In this chapter, we have focused on the detection of nonoverlapping modules in multi-scale networks. These networks are made of different levels of organization and are typically (but not necessarily) hierarchical, in the sense that the system is made of modules, which themselves are made of sub-modules, etc. In order to account for the presence of multiple levels of organization in the system, multi-scale methods have been introduced that incorporate a resolution parameter allowing to zoom in and out and to focus on the appropriate level of resolution. A class of popular combinatorial quality functions incorporate a resolution parameter to Newman–Girvan modularity in order to adjust the characteristic size of the modules and to uncover the true modular organization of a network. Unfortunately, these multi-resolution quality functions exhibit the same type of limitation as modularity when the resolution parameter is fixed [26]. Moreover, the introduction of a resolution parameter lacks a sound mathematical justification.

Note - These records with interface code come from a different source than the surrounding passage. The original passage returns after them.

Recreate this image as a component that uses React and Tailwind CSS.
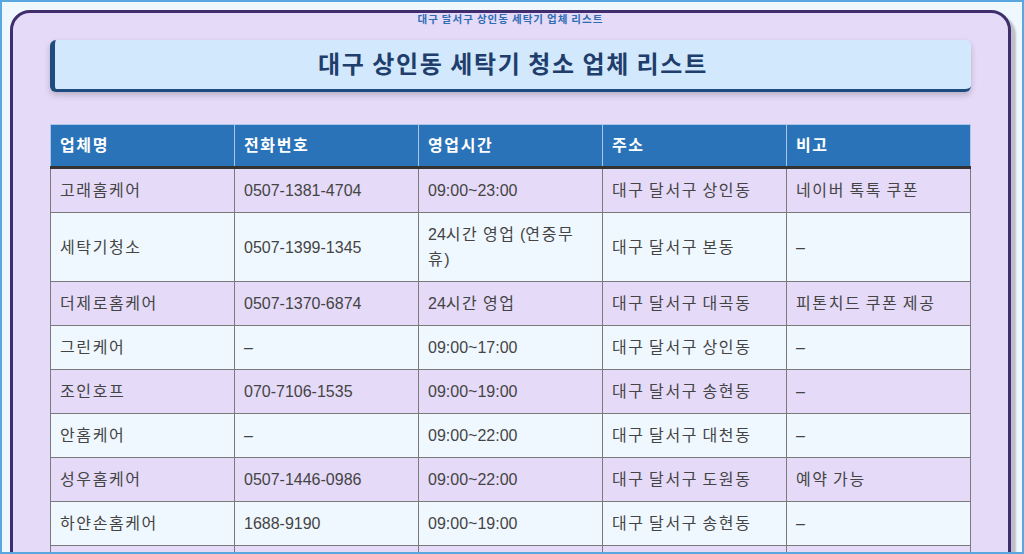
import React from "react";

const rows = [
  ["고래홈케어", "0507-1381-4704", "09:00~23:00", "대구 달서구 상인동", "네이버 톡톡 쿠폰"],
  ["세탁기청소", "0507-1399-1345", "24시간 영업 (연중무휴)", "대구 달서구 본동", "–"],
  ["더제로홈케어", "0507-1370-6874", "24시간 영업", "대구 달서구 대곡동", "피톤치드 쿠폰 제공"],
  ["그린케어", "–", "09:00~17:00", "대구 달서구 상인동", "–"],
  ["조인호프", "070-7106-1535", "09:00~19:00", "대구 달서구 송현동", "–"],
  ["안홈케어", "–", "09:00~22:00", "대구 달서구 대천동", "–"],
  ["성우홈케어", "0507-1446-0986", "09:00~22:00", "대구 달서구 도원동", "예약 가능"],
  ["하얀손홈케어", "1688-9190", "09:00~19:00", "대구 달서구 송현동", "–"],
  ["", "", "", "", ""],
];

const heads = ["업체명", "전화번호", "영업시간", "주소", "비고"];

function K({ text, cls }) {
  const parts = text.split(/([\uAC00-\uD7A3]+)/);
  return (
    <>
      {parts.map((p, i) =>
        /[\uAC00-\uD7A3]/.test(p) ? (
          <span key={i} className={cls}>
            {p}
          </span>
        ) : (
          <React.Fragment key={i}>{p}</React.Fragment>
        )
      )}
    </>
  );
}

export default function App() {
  return (
    <div
      className="h-[554px] w-[1024px] overflow-hidden border-2 border-[#5aa7e0] bg-[#f0f8ff] pl-[8px] pr-[11px] pt-[8px]"
      style={{ fontFamily: '"Liberation Sans", "Noto Sans CJK KR", sans-serif' }}
    >
      <div className="h-[600px] rounded-[20px] border-[3px] border-[#3f2d6e] bg-[#e5daf8] px-[37px] shadow-[5px_5px_2px_rgba(0,0,0,0.22)]">
        <div className="h-[27px] text-center text-[10.5px] font-bold leading-[12px] text-[#2e6db4]">
          <K text="대구 달서구 상인동 세탁기 업체 리스트" cls="tracking-[0.1em]" />
        </div>
        <div className="flex h-[52px] items-center justify-center rounded-[6px] border-b-[3px] border-l-[5px] border-[#1f4b7f] bg-[#d2e8fc] shadow-[0_3px_6px_rgba(0,0,0,0.2)]">
          <h1 className="text-[24px] font-bold leading-[36px] text-[#1f3e6c]">
            <K text="대구 상인동 세탁기 청소 업체 리스트" cls="tracking-[0.07em]" />
          </h1>
        </div>
        <table className="mt-[32px] w-full table-fixed border-collapse text-[16px] leading-[25px]">
          <thead>
            <tr className="bg-[#2a73b8]">
              {heads.map((h) => (
                <th
                  key={h}
                  className="h-[43px] border border-b-[3px] border-[#a9c8e8] border-b-[#333333] pl-[9px] pr-[10px] text-left font-bold text-white"
                >
                  <K text={h} cls="tracking-[0.1em]" />
                </th>
              ))}
            </tr>
          </thead>
          <tbody>
            {rows.map((r, i) => (
              <tr key={i} className={i % 2 === 0 ? "bg-[#e5daf8]" : "bg-[#f0f8ff]"}>
                {r.map((c, j) => (
                  <td
                    key={j}
                    className="h-[44px] border border-[#7a7a7a] py-[9px] pl-[9px] pr-[10px] text-[#444444]"
                  >
                    <K text={c} cls="tracking-[0.1em]" />
                  </td>
                ))}
              </tr>
            ))}
          </tbody>
        </table>
      </div>
    </div>
  );
}
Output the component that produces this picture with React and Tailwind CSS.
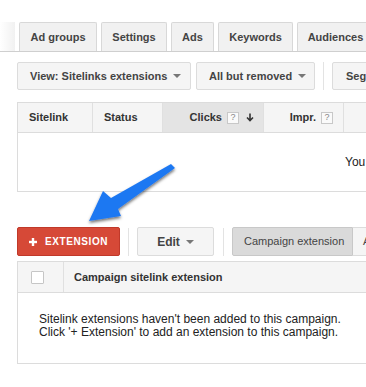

Here, we argue for the use of flow-based approaches instead of combinatorial ones for several reasons. We have shown that using the trajectories of random walker on the graph defines quality functions with a natural resolution parameter, time. As time increases, the diffusive process involves longer trajectories and explores further afield the structure of the graph, resulting in the detection of the modular structure across scales. As we have shown, this general scheme can be used in a variety of methods, such as stability and the Map equation. Flow-based approaches have the further advantage of properly taking into account dynamical flows taking place on the graph. This property reveals crucial to provide a faithful characterization of the system whenever complex interdependences between network subunits are generated by patterns of flow, e.g., information in social networks or passengers in airline networks.